[Begin Data supplied]

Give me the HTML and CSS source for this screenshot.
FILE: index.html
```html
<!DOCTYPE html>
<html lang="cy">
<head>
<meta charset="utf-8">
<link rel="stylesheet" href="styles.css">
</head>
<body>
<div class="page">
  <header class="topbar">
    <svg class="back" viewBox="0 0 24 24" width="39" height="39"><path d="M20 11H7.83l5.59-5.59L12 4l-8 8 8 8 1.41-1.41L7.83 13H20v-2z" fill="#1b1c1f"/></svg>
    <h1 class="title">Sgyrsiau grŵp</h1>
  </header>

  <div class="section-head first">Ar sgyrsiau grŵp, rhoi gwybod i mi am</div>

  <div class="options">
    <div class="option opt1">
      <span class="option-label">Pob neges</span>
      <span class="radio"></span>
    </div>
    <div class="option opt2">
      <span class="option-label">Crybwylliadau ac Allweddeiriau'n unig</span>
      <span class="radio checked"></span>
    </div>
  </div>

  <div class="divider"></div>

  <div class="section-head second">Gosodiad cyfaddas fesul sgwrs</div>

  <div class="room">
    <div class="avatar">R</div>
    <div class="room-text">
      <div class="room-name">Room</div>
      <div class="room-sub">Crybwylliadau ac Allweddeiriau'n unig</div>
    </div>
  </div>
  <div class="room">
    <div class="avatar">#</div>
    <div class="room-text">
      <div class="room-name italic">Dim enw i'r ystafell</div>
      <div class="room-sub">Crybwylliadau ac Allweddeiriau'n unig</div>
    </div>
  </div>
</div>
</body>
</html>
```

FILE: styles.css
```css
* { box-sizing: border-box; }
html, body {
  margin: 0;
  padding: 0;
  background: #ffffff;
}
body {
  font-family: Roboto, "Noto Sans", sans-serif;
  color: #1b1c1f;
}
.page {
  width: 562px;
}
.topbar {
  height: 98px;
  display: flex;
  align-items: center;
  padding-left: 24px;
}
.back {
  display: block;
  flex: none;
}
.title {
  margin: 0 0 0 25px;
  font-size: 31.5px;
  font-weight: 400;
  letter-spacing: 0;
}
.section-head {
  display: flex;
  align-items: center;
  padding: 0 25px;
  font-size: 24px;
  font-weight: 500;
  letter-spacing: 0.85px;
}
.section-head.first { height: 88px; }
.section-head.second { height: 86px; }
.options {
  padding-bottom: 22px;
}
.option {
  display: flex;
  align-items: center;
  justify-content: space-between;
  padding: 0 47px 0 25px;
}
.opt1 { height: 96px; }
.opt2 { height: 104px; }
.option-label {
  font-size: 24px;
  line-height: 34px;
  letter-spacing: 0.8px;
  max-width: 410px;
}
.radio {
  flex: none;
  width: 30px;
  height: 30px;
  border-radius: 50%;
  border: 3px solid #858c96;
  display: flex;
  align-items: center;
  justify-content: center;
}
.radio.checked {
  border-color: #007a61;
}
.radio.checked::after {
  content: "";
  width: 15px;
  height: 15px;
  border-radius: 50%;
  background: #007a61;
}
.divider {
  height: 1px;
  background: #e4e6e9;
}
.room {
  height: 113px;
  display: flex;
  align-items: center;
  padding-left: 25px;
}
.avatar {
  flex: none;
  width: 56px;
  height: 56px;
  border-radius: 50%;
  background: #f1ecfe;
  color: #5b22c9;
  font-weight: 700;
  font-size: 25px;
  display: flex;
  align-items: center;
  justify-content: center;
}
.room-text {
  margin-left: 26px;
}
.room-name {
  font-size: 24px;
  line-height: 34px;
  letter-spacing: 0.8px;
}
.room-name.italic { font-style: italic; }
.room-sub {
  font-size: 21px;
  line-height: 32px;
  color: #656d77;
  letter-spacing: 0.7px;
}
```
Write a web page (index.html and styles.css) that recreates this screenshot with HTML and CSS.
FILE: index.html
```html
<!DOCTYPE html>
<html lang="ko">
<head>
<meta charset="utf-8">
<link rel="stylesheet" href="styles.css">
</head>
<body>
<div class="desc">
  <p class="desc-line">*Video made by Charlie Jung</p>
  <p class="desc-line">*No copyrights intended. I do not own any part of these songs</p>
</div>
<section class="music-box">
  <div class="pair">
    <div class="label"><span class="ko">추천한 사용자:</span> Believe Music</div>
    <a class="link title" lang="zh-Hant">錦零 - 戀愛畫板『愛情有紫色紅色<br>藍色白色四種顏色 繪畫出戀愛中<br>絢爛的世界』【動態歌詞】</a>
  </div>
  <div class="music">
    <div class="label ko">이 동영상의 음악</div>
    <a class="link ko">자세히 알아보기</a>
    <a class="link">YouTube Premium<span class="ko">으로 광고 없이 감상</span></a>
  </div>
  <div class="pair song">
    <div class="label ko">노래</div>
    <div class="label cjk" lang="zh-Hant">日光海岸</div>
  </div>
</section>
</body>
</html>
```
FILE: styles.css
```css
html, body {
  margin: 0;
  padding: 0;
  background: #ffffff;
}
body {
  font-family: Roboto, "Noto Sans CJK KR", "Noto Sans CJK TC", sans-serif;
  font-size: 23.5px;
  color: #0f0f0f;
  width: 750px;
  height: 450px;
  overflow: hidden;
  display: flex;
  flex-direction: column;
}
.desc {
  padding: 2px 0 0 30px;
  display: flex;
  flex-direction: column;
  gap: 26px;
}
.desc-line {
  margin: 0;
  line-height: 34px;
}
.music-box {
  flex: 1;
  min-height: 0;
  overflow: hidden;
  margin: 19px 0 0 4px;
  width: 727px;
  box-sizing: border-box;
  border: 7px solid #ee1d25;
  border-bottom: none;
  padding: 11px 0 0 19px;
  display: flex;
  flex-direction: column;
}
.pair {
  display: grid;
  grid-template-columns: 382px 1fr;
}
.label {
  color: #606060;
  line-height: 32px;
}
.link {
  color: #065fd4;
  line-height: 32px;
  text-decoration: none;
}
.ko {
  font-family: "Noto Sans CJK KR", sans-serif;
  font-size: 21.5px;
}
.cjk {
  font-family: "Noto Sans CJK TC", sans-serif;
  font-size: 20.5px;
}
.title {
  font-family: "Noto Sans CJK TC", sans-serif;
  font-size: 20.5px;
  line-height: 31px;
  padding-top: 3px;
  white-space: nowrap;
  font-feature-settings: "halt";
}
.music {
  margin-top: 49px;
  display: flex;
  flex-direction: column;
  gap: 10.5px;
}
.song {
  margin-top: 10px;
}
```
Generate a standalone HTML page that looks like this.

[End Data supplied]

§ **Set problem**: Scan the material line by line and report each one that contains "screenshot".

§ **Expected answer**:
Give me the HTML and CSS source for this screenshot.
Write a web page (index.html and styles.css) that recreates this screenshot with HTML and CSS.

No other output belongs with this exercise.